Dari berbagai macam manusia dimasa pesta demokarasi hari ini (yang gemar melakukan caci maki), paling tidak sudah menggunakan hak pilihnya pada tanggal 17 April nanti. Meskipun berkompetisi dengan caci maki dan sumpah serapah yang berseleweran di tanah dan langit Indonesia. Hal ini sesuai dengan apa yang dilekatkan pada mereka yaitu Cebong dan Kampret. Ya, energi keburukan sangat dekat dengan manusia Indonesia. Apakah kelompok cebong kampret ini akan terus mencaci maki hinga pemilihan usai? entahlah, kita lihat saja nanti.
Waktu untuk menggunakan hak pilih pada pesta demokrasi 2019 sudah semakin dekat. Kartu pemilih, kertas suara, kotak suara, dan bilik suara tentunya sudah dipersiapkan. Bahkan pada hari ini (14/04) Warga Negara Indonesia (WNI) di luar negeri sudah menggunakan hak suaranya di bilik suara yang tersembunyi dan rahasia. Dalam waktu yang sudah teramat dekat ini, para cebong kampret masih terus mencaci maki dan bersumpah serapah, bahkan merelakan persahabatan dan persaudaraan mereka berakhir hanya karena pilpres yang tidak untuk mereka menangi. Cebong dan Kampret memang masih punya kesempatan untuk saling mempengaruhi. Apa yang menjadi pilihan yang sudah terlanjur dideklarasikan, sudah kepalang diagung-agungkan, harus tetap konsisten, komitmen, jangan sampai terganti. Cebong harus tetaplah cebong, kampretpun demikian.
Tapi siapa yang tahu hati manusia? Bisa jadi ada perubahan nantinya saat pemilihan. Sama seperti dua kali pilpres yang kita hadapi. Kalau di 2014 ada yang jadi kampret, maka di 2019 mereka ada yang berubah jadi cebong. Begitupun sebaliknya. Termasuk misalkan di tahun 2014 ada yang memilih dengan segala keyakinan, akan tetapi kita menjadi golongan putih atau golput. Semua tidak ada yang bisa di bayangkan.
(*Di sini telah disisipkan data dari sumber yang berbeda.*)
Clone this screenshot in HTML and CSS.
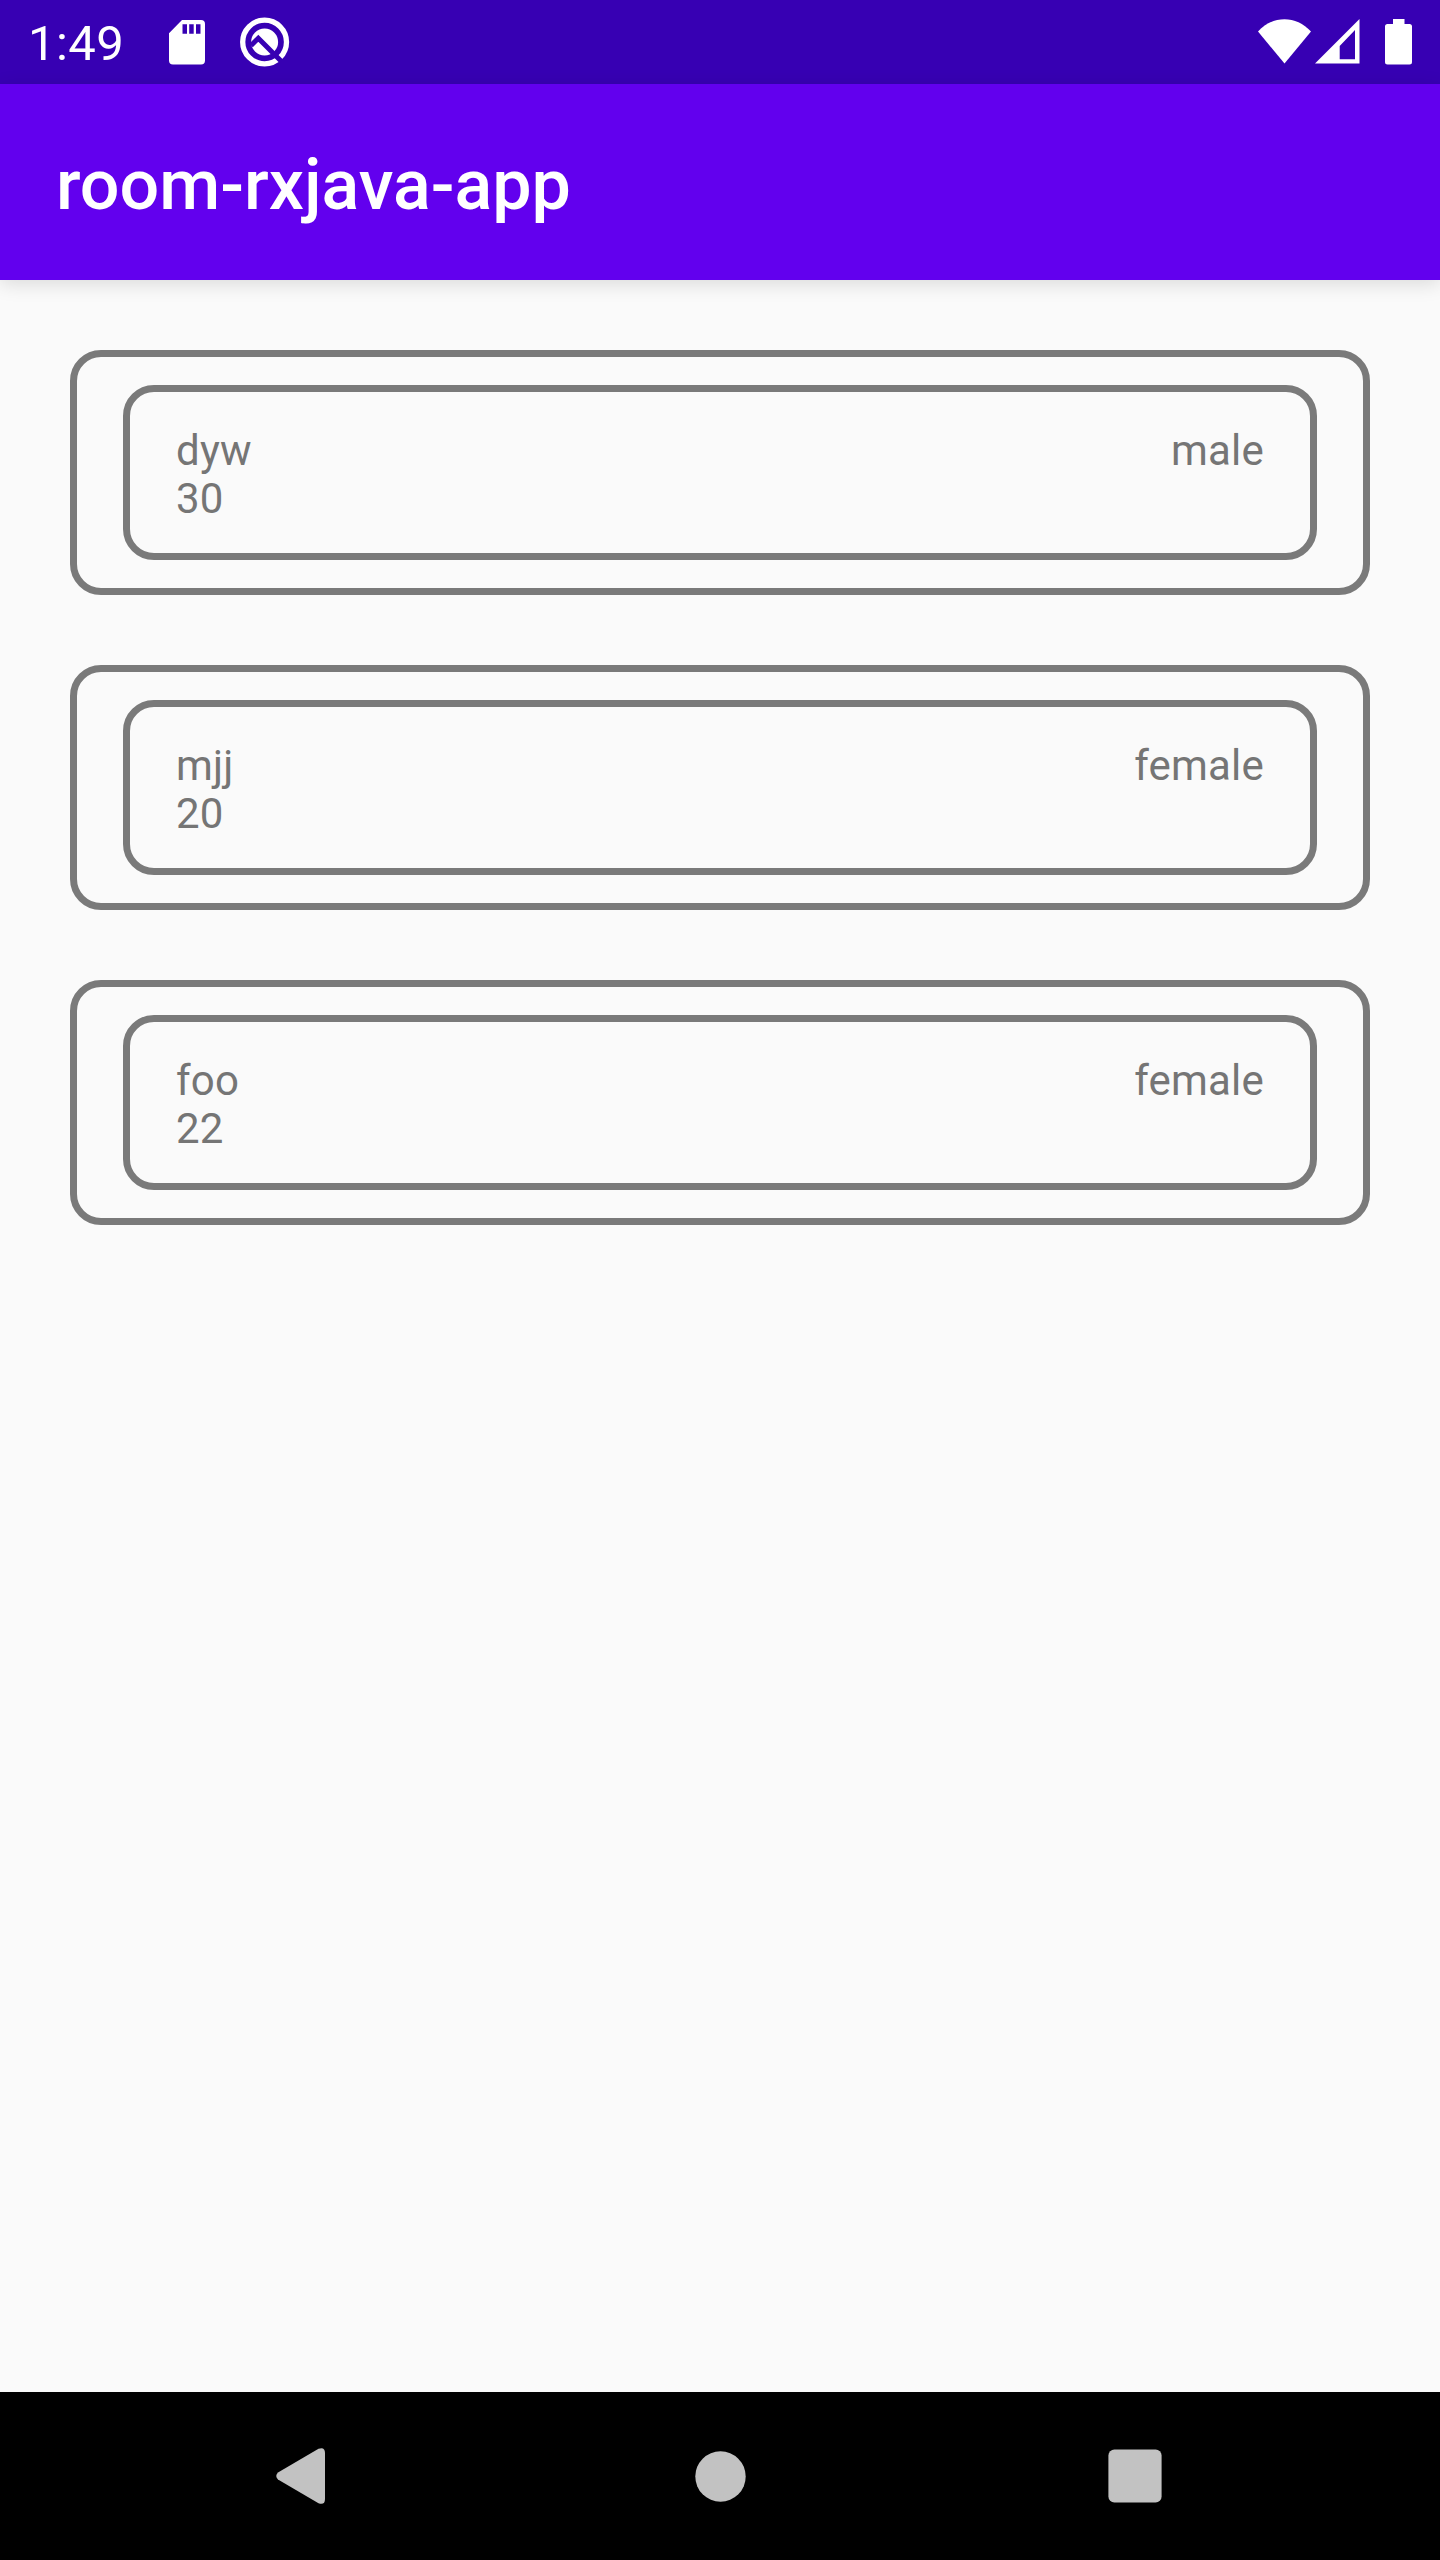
FILE: index.html
```html
<!DOCTYPE html>
<html lang="en">
<head>
<meta charset="utf-8">
<title>room-rxjava-app</title>
<link rel="stylesheet" href="styles.css">
</head>
<body>
<header class="status-bar">
  <div class="status-left">
    <span class="clock">1:49</span>
    <svg class="icon-sd" width="36" height="45" viewBox="0 0 36 45" fill="#fff"><path fill-rule="evenodd" d="M13 0H32Q36 0 36 4V40.500Q36 44.500 32 44.500H4Q0 44.500 0 40.500V13.200ZM13.500 4.300V13.700H18V4.300ZM20.200 4.300V13.700H24.700V4.300ZM27 4.300V13.700H31.500V4.300Z"/></svg>
    <svg class="icon-q" width="50" height="50" viewBox="0 0 50 50"><circle cx="24.600" cy="25" r="21.900" fill="none" stroke="#fff" stroke-width="5.300"/><circle cx="24.600" cy="25" r="13.500" fill="#fff"/><path d="M11 28.500L18.300 21.200L41.500 44.400" fill="none" stroke="#3700b3" stroke-width="5"/></svg>
  </div>
  <div class="status-right">
    <svg width="54" height="45" viewBox="0 0 54 45" fill="#fff"><path d="M0 12.500C15-4 38-4 53 12.500L26.500 44.500Z"/></svg>
    <svg class="icon-signal" width="45" height="45" viewBox="0 0 45 45" fill="#fff"><path fill-rule="evenodd" d="M44.500 0V44.500H0ZM40 11L24.700 27V40.300H40Z"/></svg>
    <svg class="icon-battery" width="28" height="46" viewBox="0 0 28 46" fill="#fff"><path d="M8 0H19.500V5H24.500Q27 5 27 7.500V43Q27 45.500 24.500 45.500H2.500Q0 45.500 0 43V7.500Q0 5 2.500 5H8Z"/></svg>
  </div>
</header>
<div class="app-bar"><h1 class="title">room-rxjava-app</h1></div>
<main class="list">
  <section class="card"><div class="card-inner"><div><p>dyw</p><p>30</p></div><p>male</p></div></section>
  <section class="card"><div class="card-inner"><div><p>mjj</p><p>20</p></div><p>female</p></div></section>
  <section class="card"><div class="card-inner"><div><p>foo</p><p>22</p></div><p>female</p></div></section>
</main>
<nav class="nav-bar">
  <svg width="50" height="56" viewBox="0 0 50 56" fill="#c2c2c2"><path d="M2 24.500L42.500 0.700Q49 -1.500 49 5V51Q49 57.500 42.500 55.300L2 31.500Q-1.500 28 2 24.500Z"/></svg>
  <svg class="nav-home" width="51" height="51" viewBox="0 0 51 51" fill="#c2c2c2"><circle cx="25.500" cy="25.500" r="25.200"/></svg>
  <svg width="54" height="54" viewBox="0 0 54 54" fill="#c2c2c2"><rect x=".4" y=".4" width="53.200" height="53.200" rx="6"/></svg>
</nav>
</body>
</html>
```
FILE: styles.css
```css
* { box-sizing: border-box; }
body {
  margin: 0;
  width: 1440px;
  height: 2560px;
  display: flex;
  flex-direction: column;
  background: #fafafa;
  font-family: Roboto, sans-serif;
  overflow: hidden;
}
svg { display: block; flex: none; }
p, h1 { margin: 0; }
.status-bar {
  height: 84px;
  flex: none;
  display: flex;
  justify-content: space-between;
  align-items: flex-start;
  background: #3700b3;
  color: #fff;
}
.status-left { display: flex; padding-left: 28px; }
.clock { width: 141px; font-size: 49px; line-height: 58px; padding-top: 15px; letter-spacing: .4px; }
.icon-sd { margin-top: 20px; }
.icon-q { margin: 17px 0 0 35px; }
.status-right { display: flex; padding: 19px 27px 0 0; }
.icon-signal { margin-left: 3px; }
.icon-battery { margin-left: 25px; }
.app-bar {
  height: 196px;
  flex: none;
  display: flex;
  align-items: center;
  padding: 6px 56px 0;
  background: #6200ee;
  color: #fff;
  box-shadow: 0 4px 18px rgba(0, 0, 0, .13);
}
.title { font-size: 70px; font-weight: 500; line-height: 82px; }
.list {
  flex: 1;
  display: flex;
  flex-direction: column;
  gap: 70px;
  padding: 70px;
}
.card {
  height: 245px;
  padding: 28px 46px;
  border: 7px solid #7a7a7a;
  border-radius: 31px;
}
.card-inner {
  height: 175px;
  display: flex;
  justify-content: space-between;
  padding: 35px 46px;
  border: 7px solid #7a7a7a;
  border-radius: 31px;
  color: #757575;
  font-size: 42px;
  line-height: 48px;
  letter-spacing: .2px;
}
.nav-bar {
  height: 168px;
  flex: none;
  display: grid;
  grid-template-columns: 1fr auto 1fr;
  align-items: center;
  padding: 0 278px 0 276px;
  background: #000;
}
.nav-home { margin-left: 2px; }
.nav-bar svg:last-child { justify-self: end; }
```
Ya, siapa yang akan menyangka bahwa bisa saja akan terjadi perubahan-perubahan dihati dan pikiran setiap manusia. Apa yang telah dipertengkarkan oleh manusia yang memiliki hak pilih dan hak suara, akan ditentukan di tempat tersembunyi, tempat rahasia yang bernama bilik suara. Manusia yang mengaku cebong, siapa yang akan menyangka ia telah berubah menjadi kampret atau bisa saja menjadi putih di dalam bilik suara. Sebaliknya demikian pula untuk kampret dan putih. Siapa yang akan menyangka semuanya telah dibalik-balikkan oleh hati dan pikiran manusia pemilih.
Siapa yang akan menyangka. Ya, sesungguhnya kebohongan-kebohongan itu telah beredar dibilik suara. Yang bisa dilihat adalah kemenangan. Yaitu siapa yang terpilih dan tidak terpilih. Sangatlah naif dan bohong kalau pilpres dan pileg ini bukan suatu kompetisi. Justru pilpres dan pileg adalah ajang kompetisi yang sesungguhnya. Dan karena itu kompetisi, maka sangat wajar bilamana banyak kemudian yang menjadi korban penipuan. Banyak yang tertipu oleh histeria dan gelombang euforia yang dilihat hanya sekedar dari fisiknya. Pilpres dan pileg memang dianggap pesta demokrasi. Tapi pesta demokrasi bagi siapa? Yang jelas Pilpres dan Pileg itu adalah pestanya kaum elit, makanya kemenangannya adalah juga kemenangan kaum elit, bukan kemenangan kaum proletar. Dan yakinlah, pasca pemilihan, cebong dan kampret akan kembali ke aktivitas semula, dengan beban yang serupa seperti sebelumnya. Ditambah dengan tinggalan masalah-masalah yang butuh waktu untuk memperbaikinya. Itulah kebohongan kita.